In deze zaak gaat het om de toepassing van de gebruikelijkloonregeling zoals vastgelegd in artikel 12a van de Wet op de loonbelasting 1964. De belanghebbende, een tandartsenpraktijk, is in geschil met de Inspecteur over de hoogte van het gebruikelijk loon van de bestuurder, A, die een aanmerkelijk belang heeft in de praktijk. De Inspecteur heeft naheffingsaanslagen opgelegd voor de jaren 2006 tot en met 2009, waarbij hij het gebruikelijk loon van A heeft vastgesteld op basis van de omzet van de praktijk, verminderd met techniekkosten. De belanghebbende betwist deze vaststelling en stelt dat bij de berekening van het gebruikelijk loon rekening moet worden gehouden met pensioendotaties en bijdragen aan een levensloopregeling.
De rechtbank heeft de beroepen van de belanghebbende gegrond verklaard en de naheffingsaanslagen voor 2006 vernietigd, terwijl de aanslagen voor 2007 tot en met 2009 zijn verminderd. De Inspecteur is in hoger beroep gegaan, en de belanghebbende heeft incidenteel hoger beroep ingesteld. Tijdens de mondelinge behandeling heeft het Hof vastgesteld dat de rechtbank op goede gronden heeft geoordeeld. Het Hof bevestigt dat het gebruikelijk loon van A moet worden vastgesteld op basis van de omzet, verminderd met de techniekkosten, en dat pensioendotaties en levensloopbijdragen niet in mindering komen op het gebruikelijk loon.

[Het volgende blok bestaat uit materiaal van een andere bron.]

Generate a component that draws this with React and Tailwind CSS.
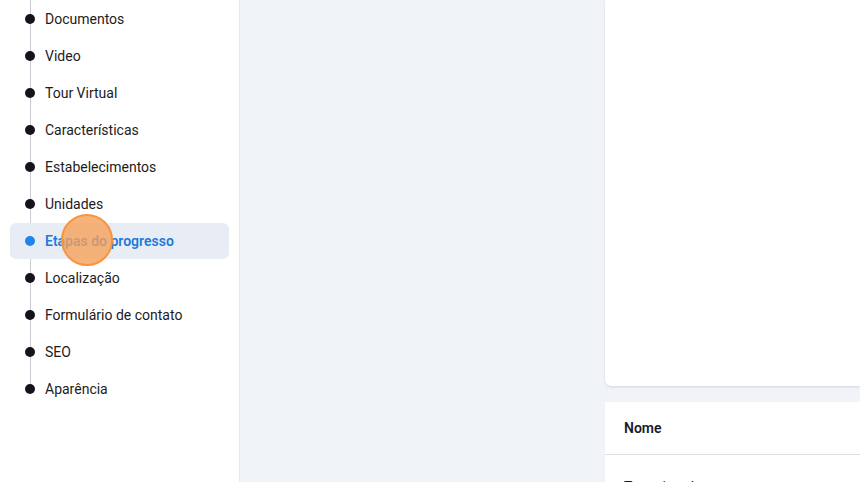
const items = [
  'Documentos',
  'Video',
  'Tour Virtual',
  'Características',
  'Estabelecimentos',
  'Unidades',
  'Etapas do progresso',
  'Localização',
  'Formulário de contato',
  'SEO',
  'Aparência',
]

const active = 'Etapas do progresso'

export default function App() {
  return (
    <div
      className="relative flex h-[482px] w-[860px] overflow-hidden bg-[#f0f3f8]"
      style={{ fontFamily: 'Roboto, "Liberation Sans", sans-serif' }}
    >
      <aside className="relative h-full w-[240px] shrink-0 border-r border-[#e6e8ec] bg-white">
        <div className="absolute left-[30px] top-0 h-[389px] w-px bg-[#c9ccd2]"></div>
        <ul className="relative flex flex-col gap-px px-[10px] pt-px">
          {items.map((label) => {
            const isActive = label === active
            return (
              <li
                key={label}
                className={`flex h-[36px] items-center gap-[10px] rounded-md pl-[15px] text-[14px] ${
                  isActive ? 'bg-[#e8edf5] font-semibold text-[#1f7ad9]' : 'text-[#1d1b22]'
                }`}
              >
                <span
                  className={`h-[10px] w-[10px] rounded-full ${isActive ? 'bg-[#1f85ec]' : 'bg-[#17131c]'}`}
                ></span>
                {label}
              </li>
            )
          })}
        </ul>
        <div className="absolute left-[61px] top-[214px] h-[52px] w-[52px] rounded-full border-2 border-[#f5963c] bg-[#f6a05a]/80"></div>
      </aside>

      <main className="flex flex-1 pl-[365px]">
        <div className="flex flex-1 flex-col gap-[16px]">
          <div className="h-[386px] shrink-0 rounded-bl-md bg-white shadow-sm"></div>
          <div className="flex-1 bg-white">
            <div className="flex h-[53px] items-center border-b border-[#dcdfe4] px-[19px] text-[14px] font-semibold text-[#1b1b1f]">
              Nome
            </div>
            <div className="px-[19px] pt-[22px] text-[14px] text-[#1b1b1f]">Tour virtual</div>
          </div>
        </div>
      </main>
    </div>
  )
}
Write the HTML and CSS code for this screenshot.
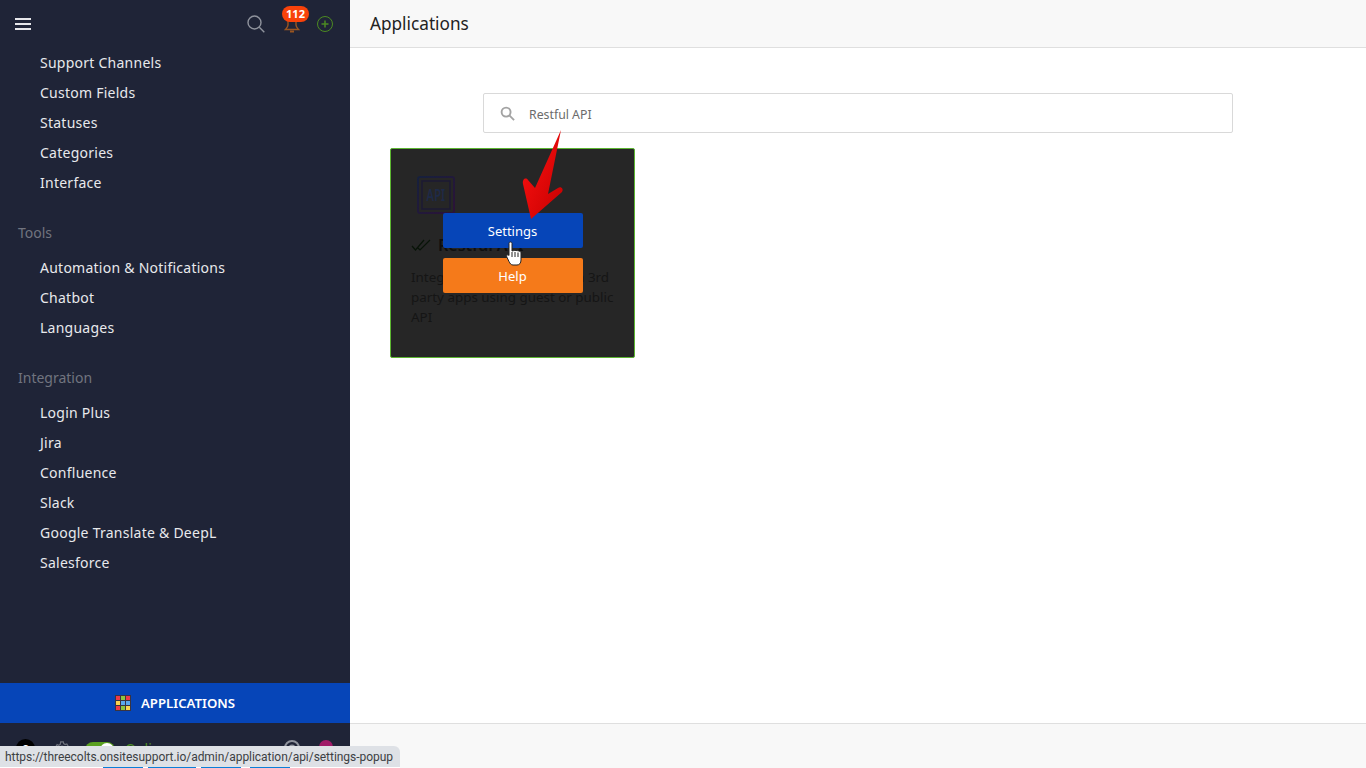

Het Hof oordeelt dat de rechtbank de juiste berekeningen heeft gemaakt en dat de naheffingsaanslagen voor de jaren 2007 tot en met 2009 terecht zijn verminderd. De belanghebbende heeft geen bewijs geleverd voor haar stelling dat de omzet van A ook omzet van assistentes omvatte. Het Hof concludeert dat zowel het hoger beroep van de Inspecteur als het incidentele hoger beroep van de belanghebbende ongegrond zijn. De uitspraak van de rechtbank wordt bevestigd, en de Inspecteur wordt veroordeeld in de proceskosten van de belanghebbende.